Provincial Health Officer Dr. Bonnie Henry. Province of B.C. photo

The province is reviewing a recent report by B.C.’s provincial health officer, Dr. Bonnie Henry, about the Prescribed Safer Supply program (prescribed alternatives), while making immediate updates to the program based on her recommendations to reduce unintended harms and help people living with addiction stay alive.

Prescribed alternatives are one part of the province’s work to address the toxic-drug crisis, in addition to the expansion of treatment and recovery services, early intervention and prevention, supportive housing and more.

Henry’s report highlights that access to prescribed alternatives is a critical option for people struggling with addiction and is often used in combination with medication-assisted treatments, such as opioid agonist treatment (OAT).

Her report lays out recommendations for how the Province can update the program to save more people from illicit drug deaths and reduce the risks of prescription misuse.

“Separating people from the poisoned drug supply so they can stabilize their lives and begin their own recovery journey is a critical part of our plan to save lives and connect people to care that works for them,” said Jennifer Whiteside, Minister of Mental Health and Addictions, in a news release. “I’m very grateful to Dr. Henry for her thorough review, and to the doctors, nurse practitioners, front-line health-care workers, and people with lived experience who shared their perspectives and expertise. It will help inform critical changes to the program so we can save more lives and help keep people safe as we also expand access to treatment, so more people can get the help they need.”

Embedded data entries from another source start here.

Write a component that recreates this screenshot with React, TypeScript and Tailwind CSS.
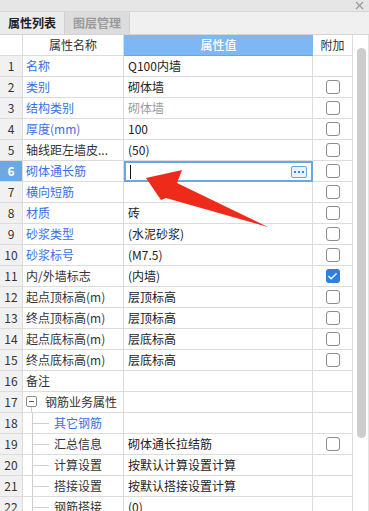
import { Check } from 'lucide-react';

type Row = {
  name: string;
  value?: string;
  blue?: boolean;
  gray?: boolean;
  box?: boolean;
  checked?: boolean;
  child?: boolean;
  group?: boolean;
  editing?: boolean;
};

const rows: Row[] = [
  { name: '名称', value: 'Q100内墙', blue: true },
  { name: '类别', value: '砌体墙', blue: true, box: true },
  { name: '结构类别', value: '砌体墙', blue: true, gray: true, box: true },
  { name: '厚度(mm)', value: '100', blue: true, box: true },
  { name: '轴线距左墙皮...', value: '(50)', box: true },
  { name: '砌体通长筋', blue: true, box: true, editing: true },
  { name: '横向短筋', blue: true, box: true },
  { name: '材质', value: '砖', blue: true, box: true },
  { name: '砂浆类型', value: '(水泥砂浆)', blue: true, box: true },
  { name: '砂浆标号', value: '(M7.5)', blue: true, box: true },
  { name: '内/外墙标志', value: '(内墙)', box: true, checked: true },
  { name: '起点顶标高(m)', value: '层顶标高', box: true },
  { name: '终点顶标高(m)', value: '层顶标高', box: true },
  { name: '起点底标高(m)', value: '层底标高', box: true },
  { name: '终点底标高(m)', value: '层底标高', box: true },
  { name: '备注' },
  { name: '钢筋业务属性', group: true },
  { name: '其它钢筋', blue: true, child: true },
  { name: '汇总信息', value: '砌体通长拉结筋', child: true, box: true },
  { name: '计算设置', value: '按默认计算设置计算', child: true },
  { name: '搭接设置', value: '按默认搭接设置计算', child: true },
  { name: '钢筋搭接', value: '(0)', child: true },
];

function CheckBox({ checked }: { checked?: boolean }) {
  if (checked) {
    return (
      <span className="w-[14px] h-[14px] rounded-[3px] bg-[#2f7fe3] flex items-center justify-center">
        <Check className="w-[11px] h-[11px] text-white" strokeWidth={3} />
      </span>
    );
  }
  return <span className="w-[14px] h-[14px] rounded-[3px] border border-[#8c8c8c] bg-white" />;
}

export default function App() {
  return (
    <div className="relative w-[369px] h-[511px] overflow-hidden bg-white flex flex-col font-['Noto_Sans_CJK_SC',sans-serif] text-[12px] text-[#333]">
      {/* title strip */}
      <div className="h-[12px] shrink-0 bg-[#e6e6e6] border-b border-[#d6d6d6] flex items-center justify-end pr-[5px]">
        <svg width="9" height="9" viewBox="0 0 9 9" className="text-[#9a9a9a]">
          <path d="M1 1L8 8M8 1L1 8" stroke="currentColor" strokeWidth="1.2" />
        </svg>
      </div>

      {/* tabs */}
      <div className="h-[23px] shrink-0 bg-[#f0f0f0] border-b border-[#d4d4d4] flex">
        <div className="w-[65px] bg-[#ebebeb] border-r border-[#d0d0d0] flex items-center justify-center font-semibold text-[#222]">
          属性列表
        </div>
        <div className="w-[65px] bg-[#dddddd] border-r border-[#d0d0d0] flex items-center justify-center font-semibold text-[#9b9b9b]">
          图层管理
        </div>
      </div>

      <div className="flex flex-1 min-h-0">
        <div className="w-[353px] shrink-0">
          {/* header */}
          <div className="grid grid-cols-[23px_101px_189px_40px] h-[21px]">
            <div className="border-r border-b border-[#dcdcdc]" />
            <div className="border-r border-b border-[#dcdcdc] flex items-center justify-center">属性名称</div>
            <div className="bg-[#7db8f4] border-b border-[#6aa5e6] flex items-center justify-center text-white font-medium">属性值</div>
            <div className="border-r border-b border-[#dcdcdc] flex items-center justify-center">附加</div>
          </div>

          {rows.map((r, i) => (
            <div key={i} className="grid grid-cols-[23px_101px_189px_40px] h-[21px]">
              <div
                className={`border-r border-b border-[#dcdcdc] flex items-center justify-center ${
                  r.editing ? 'bg-[#6ea7e2] text-white font-semibold' : 'bg-[#f1f1f1] text-[#333]'
                }`}
              >
                {i + 1}
              </div>

              <div className="border-r border-b border-[#dcdcdc] flex items-center overflow-hidden whitespace-nowrap">
                {r.child ? (
                  <>
                    <span className="ml-[9px] w-[17px] h-full border-l border-[#cfcfcf] flex items-center shrink-0">
                      <span className="w-full border-t border-[#cfcfcf]" />
                    </span>
                    <span className={`ml-[5px] ${r.blue ? 'text-[#3a6ee8]' : 'text-[#333]'}`}>{r.name}</span>
                  </>
                ) : r.group ? (
                  <>
                    <span className="ml-[3px] h-full flex flex-col items-center shrink-0">
                      <span className="h-[4px]" />
                      <span className="w-[11px] h-[11px] border border-[#8c8c8c] rounded-[2px] flex items-center justify-center">
                        <span className="w-[5px] border-t border-[#555]" />
                      </span>
                      <span className="flex-1 border-l border-[#cfcfcf]" />
                    </span>
                    <span className="ml-[8px]">{r.name}</span>
                  </>
                ) : (
                  <span className={`pl-[3px] ${r.blue ? 'text-[#3a6ee8]' : 'text-[#333]'}`}>{r.name}</span>
                )}
              </div>

              {r.editing ? (
                <div className="border-2 border-[#6aa5e6] flex items-center justify-between pl-[4px] pr-[4px]">
                  <span className="w-px h-[14px] bg-[#111]" />
                  <span className="w-[16px] h-[12px] rounded-[2px] border border-[#6aa5e6] bg-[#eaf2fc] flex items-center justify-center gap-[2px]">
                    <span className="w-[2px] h-[2px] bg-[#3b82e0]" />
                    <span className="w-[2px] h-[2px] bg-[#3b82e0]" />
                    <span className="w-[2px] h-[2px] bg-[#3b82e0]" />
                  </span>
                </div>
              ) : (
                <div
                  className={`border-r border-b border-[#dcdcdc] flex items-center pl-[4px] whitespace-nowrap overflow-hidden ${
                    r.gray ? 'text-[#9a9a9a]' : 'text-[#222]'
                  }`}
                >
                  {r.value}
                </div>
              )}

              <div className="border-r border-b border-[#dcdcdc] flex items-center justify-center">
                {r.box && <CheckBox checked={r.checked} />}
              </div>
            </div>
          ))}
        </div>

        {/* scrollbar */}
        <div className="w-[16px] shrink-0 border-r border-[#e2e2e2] pt-[13px] pl-[4px]">
          <div className="w-[9px] h-[390px] rounded-full bg-[#cdcdcd]" />
        </div>
      </div>

      {/* red annotation arrow */}
      <svg className="absolute inset-0 pointer-events-none" width="369" height="511" viewBox="0 0 369 511">
        <polygon points="146,178 182,170 177,183 268,227 166,198 161,200" fill="#ee2a1b" />
      </svg>
    </div>
  );
}
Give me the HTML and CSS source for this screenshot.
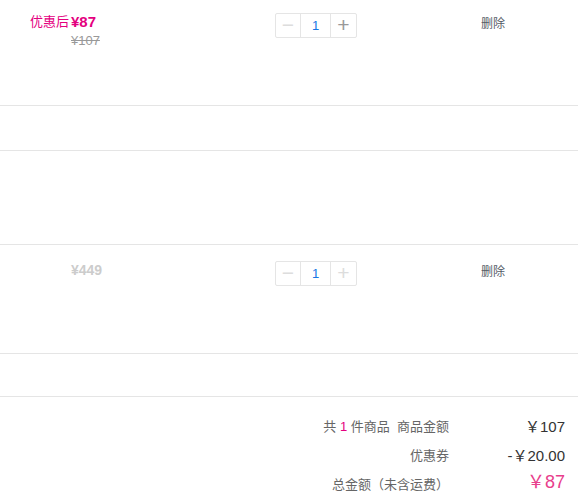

The report makes several extensive recommendations that require further review and consultation. In addition to working with health authorities, public health and other partners to review the recommendations and determine next steps, the Province is taking immediate action in the following areas:

  • Reducing the risk of misuse of prescriptions will be done by working to expand medication options to better meet the needs of people at risk of toxic-drug poisoning, making “witnessed” dosing the default for new medications, and updating clinical guidance on hydromorphone prescribing for select patients.
  • The Risk Mitigation Guidance for clinicians will be retired and a new practice bulletin will be developed that provides guidance about how to prescribe pharmaceutical alternatives during emergencies. The Risk Mitigation Guidance was originally introduced during the COVID-19 pandemic to support people with addictions who were required to isolate.
  • Working with partners, a provincial child-and-youth substance-use and wellness framework will be developed. The framework will set the strategic direction for ministries, health authorities, community agencies and others to implement a more responsive and integrated youth substance-use system of prevention and care to improve addictions care for young people.
  • The name of the program will be changed from “prescribed safer supply” to “prescribed alternatives” to better describe the nature of the program.

A recent study in the British Medical Journal found that the prescribed alternatives program reduces the risk of death by as much as 91 per cent in people with opioid-use disorder.

The province continues to urgently work to expand treatment options for people living with mental-health and addictions challenges, in addition to harm-reduction actions including the prescribed alternatives program and overdose prevention services.